После того примерно с месяц он ничего не слыхал о художнике, да и знать о нём не желал. Однажды ему позвонила Надежда, русская дама лет сорока, которая удачно вышла замуж за состоятельного старика, успела мужа похоронить, с тех пор не работала нигде, всё время тратила на общение со всеми, кто говорил на русском, и от того была в курсе всего, что творилось в среде иммигрантов.
— Я говорила, Марат доиграется, — сказала она с удовольствием в голосе, который состарился много больше, чем та, кому он принадлежал.
Старческий голос извлёк из памяти сутулую женщину, внешне безгрудую, с морщинистым некрашеным лицом, в вязаной кофте почти до коленей, и в таких неизменных чёрных брюках, что она их, похоже, не снимала, даже укладываясь в постель.
— Что он такого натворил? — спросил Заплетин, готовый к рассказу о каком-нибудь пьяном кураже.
— В больнице он. С месяц. С запущенным раком. Как только поставили диагноз, что рак печени, с метастазами, его тут же и положили. Я говорила, доиграется. Водку сосал, как последний сапожник. Как, ты не знал, что он в больнице? Тоже мне, другом называешься.
Из того, что Надежда рассказала, нетрудно было вывести заключение: в день, когда Марат красил спальню, он уже знал о своей болезни, о том, что она неизлечима. От того и большое опоздание, и бледность, и вялость, и то, что напился.
— Не друг, а знакомый, — поправил Заплетин, и, не давая Надежде возможности углубиться в нудное выяснение разницы между друг и знакомый , поскорее задал вопрос: — А ты знаешь, в какой он больнице?
— В какой… В государственной, конечно. Для бездомных и неимущих. Для тех паразитов, из-за которых нормальные люди еле справляются с оплатой своих медицинских страховок.
Он тут же решил Марата проведать, тут же выяснил по телефону, где находилась больница для тех, кто не мог платить за лечение. Больница оказалась далеко, и, похоже, в плохом районе, поэтому Заплетин не торопился навестить больного художника. Месяц спустя, всё же, собрался. Даже не то, чтобы собрался, — в слове собрался есть обдуманность, а как-то, в одной скучной компании он выдумал такое извинение:
— Вот те на! Уже восемь часов. А мне ещё надо смотать в больницу, друга умирающего проведать.
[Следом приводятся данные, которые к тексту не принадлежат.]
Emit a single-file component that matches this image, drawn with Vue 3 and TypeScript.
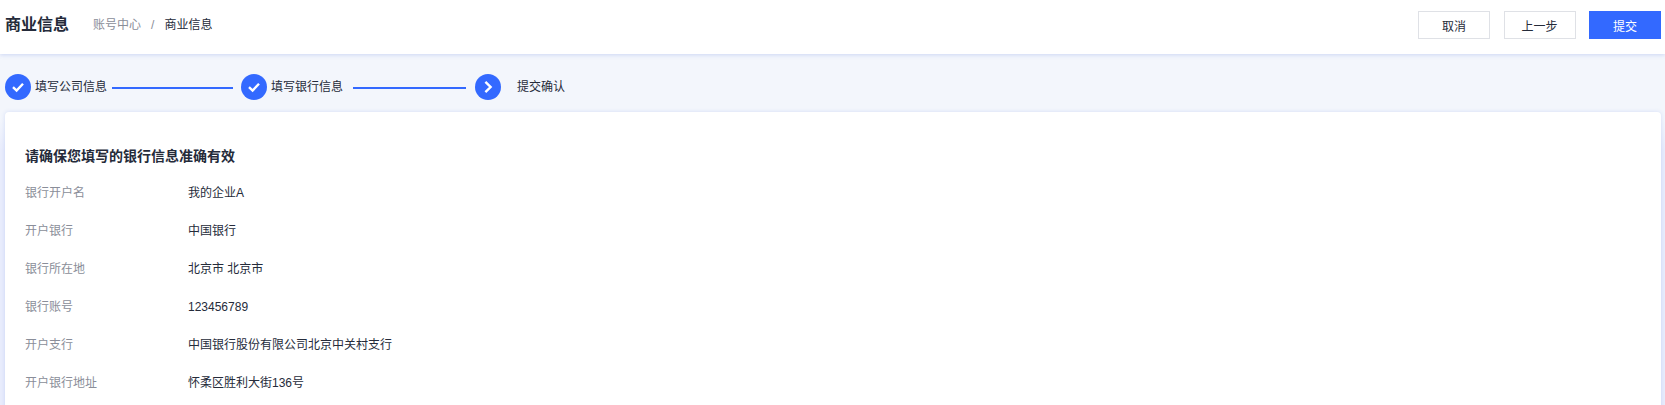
<template>
  <div class="page">
    <header class="top-bar">
      <div class="title-group">
        <h1 class="page-title">商业信息</h1>
        <nav class="crumbs">
          <span class="crumb-link">账号中心</span>
          <span class="crumb-sep">/</span>
          <span class="crumb-current">商业信息</span>
        </nav>
      </div>
      <div class="actions">
        <button class="btn">取消</button>
        <button class="btn">上一步</button>
        <button class="btn primary">提交</button>
      </div>
    </header>

    <div class="steps">
      <div v-for="step in steps" :key="step.label" class="step" :class="step.cls">
        <span class="step-icon">
          <svg v-if="step.done" width="14" height="14" viewBox="0 0 14 14" fill="none">
            <path d="M2 7.2 5.6 10.6 12 3.8" stroke="#fff" stroke-width="2.4" />
          </svg>
          <svg v-else width="14" height="14" viewBox="0 0 14 14" fill="none">
            <path d="M4.4 1.8 9.6 7 4.4 12.2" stroke="#fff" stroke-width="2.4" />
          </svg>
        </span>
        <span class="step-label">{{ step.label }}</span>
        <span v-if="step.done" class="step-line"></span>
      </div>
    </div>

    <section class="card">
      <h2 class="card-title">请确保您填写的银行信息准确有效</h2>
      <div v-for="row in rows" :key="row.label" class="info-row">
        <span class="info-label">{{ row.label }}</span>
        <span class="info-value">{{ row.value }}</span>
      </div>
    </section>
  </div>
</template>

<script setup lang="ts">
const steps = [
  { label: '填写公司信息', done: true, cls: 'step-one' },
  { label: '填写银行信息', done: true, cls: 'step-two' },
  { label: '提交确认', done: false, cls: 'step-three' }
]

const rows = [
  { label: '银行开户名', value: '我的企业A' },
  { label: '开户银行', value: '中国银行' },
  { label: '银行所在地', value: '北京市 北京市' },
  { label: '银行账号', value: '123456789' },
  { label: '开户支行', value: '中国银行股份有限公司北京中关村支行' },
  { label: '开户银行地址', value: '怀柔区胜利大街136号' }
]
</script>

<style>
html,
body {
  margin: 0;
  height: 100%;
  overflow: hidden;
}
</style>

<style scoped>
.page {
  height: 405px;
  overflow: hidden;
  background: linear-gradient(180deg, #f3f6fc 0, #f3f6fc 118px, #e8ecfc 150px, #e8ecfc 100%);
  font-family: "Liberation Sans", "Noto Sans CJK SC", sans-serif;
  font-size: 12px;
  color: #252b3a;
}

.top-bar {
  height: 54px;
  box-sizing: border-box;
  padding: 11px 4px 0 5px;
  display: flex;
  justify-content: space-between;
  background: #fff;
  box-shadow: 0 1px 4px rgba(94, 124, 224, 0.25);
}

.title-group {
  display: flex;
  align-items: center;
  height: 24px;
}

.page-title {
  margin: 0 24px 0 0;
  font-size: 16px;
  font-weight: 700;
}

.crumbs {
  display: flex;
  align-items: baseline;
  gap: 10px;
  color: #252b3a;
}

.crumb-link,
.crumb-sep {
  color: #8a8e99;
}

.actions {
  display: flex;
  gap: 13.5px;
}

.btn {
  width: 72px;
  height: 28px;
  padding: 0;
  border: 1px solid #dfe1e6;
  background: #fff;
  color: #252b3a;
  font: inherit;
}

.btn.primary {
  background: #3369ff;
  border-color: #3369ff;
  color: #fff;
}

.steps {
  display: flex;
  padding: 20px 0 0 5px;
  height: 38px;
}

.step {
  display: flex;
  align-items: center;
  height: 26px;
}

.step-icon {
  width: 26px;
  height: 26px;
  border-radius: 50%;
  background: #3369ff;
  display: flex;
  align-items: center;
  justify-content: center;
}

.step-label {
  margin-left: 4px;
  position: relative;
  top: -2px;
}

.step-line {
  height: 2px;
  margin-top: 2px;
  background: #3369ff;
}

.step-one .step-line {
  width: 121px;
  margin: 2px 8px 0 5px;
}

.step-two .step-line {
  width: 113px;
  margin: 2px 9px 0 10px;
}

.step-three .step-label {
  margin-left: 16px;
}

.card {
  margin: 0 4px 0 5px;
  height: 300px;
  box-sizing: border-box;
  padding: 34px 20px 0;
  background: #fff;
  border-radius: 4px;
  box-shadow: 0 0 4px rgba(94, 124, 224, 0.2);
}

.card-title {
  margin: 0 0 18px;
  font-size: 14px;
  line-height: 20px;
  font-weight: 700;
}

.info-row {
  display: flex;
  height: 38px;
  line-height: 18px;
}

.info-label {
  width: 163px;
  color: #8a8e99;
}
</style>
Эти слова, умирающий друг , всех присутствовавших встрепенули, на Заплетина посыпались вопросы, нашлись и такие, кто знал Марата; в результате, компания так оживилась, с таким весёлым энтузиазмом вернулась к почти забытым бутылкам, что Заплетин уже не хотел уходить. Но все уже ждали, когда он уйдёт, и, неохотно распрощавшись, он оказался на тёмной улице. Впрочем, подумал, замедлив шаг, не поздно ли ехать в такую даль…
— Извините, — кто-то сказал за спиной.
Он обернулся на мужчину, который вышел из той же двери. Похоже, он был один из гостей, но Заплетин его как-то не заметил.
— Иофилов, — сказал мужчина, пожимая Заплетину руку. — Очень приятно познакомиться. Вы, я знаю, Павел Заплетин. Можно мне к вам присоединиться?
— Что вы, тоже знакомы с Маратом?
— Как-то встречались, — сказал Иофилов.
Они подошли к «Мерседесу» Заплетина.
— Знаете что, — сказал Иофилов. — Давайте возьмём мою машину. Район, где больница, не самый лучший.
Заплетин немного поколебался. С одной стороны, пассажиром быть лучше. С другой, что он знает об этом мужчине. Минуту назад с ним познакомился, и вдруг на его машине ехать в далёкий район и на ночь глядя…
— Ерунда, — отвечал Заплетин, похлопав машину по капоту. — Где мы с ней только не бывали.
— Что же, поехали на вашей. При мне, кстати, бутылка коньяка. Говорят, наш приятель уже не пьёт, но почему бы нам не скрасить грустный момент у постели больного.
Больница, действительно, оказалась в районе, где жили одни негры, — дрянные неухоженные домишки, дворики, заваленные хламом и заросшие выгоревшей травой, старые побитые машины. Больничная стоянка автомобилей размахнулась на обширное пространство, но оказалась переполненной; пришлось покрутиться меж машинами, пока не нашлось свободное место.
В справочной дали номер палаты, а как отыскать её, не сказали. Заплетин сунулся наугад в один из бесконечных коридоров, но Иофилов его окликнул и указал в другую сторону. В палате Марата не оказалось, сосед сообщил, что его позвали к коридорному телефону. Пока его ждали, Иофилов просматривал историю болезни, которая свисала на верёвочке с железного поручня кровати.
В палату, с трудом ноги передвигая, помогая себе пластмассовой клюшкой, вошёл истощённый бледный мужчина с совершенно облысевшей головой.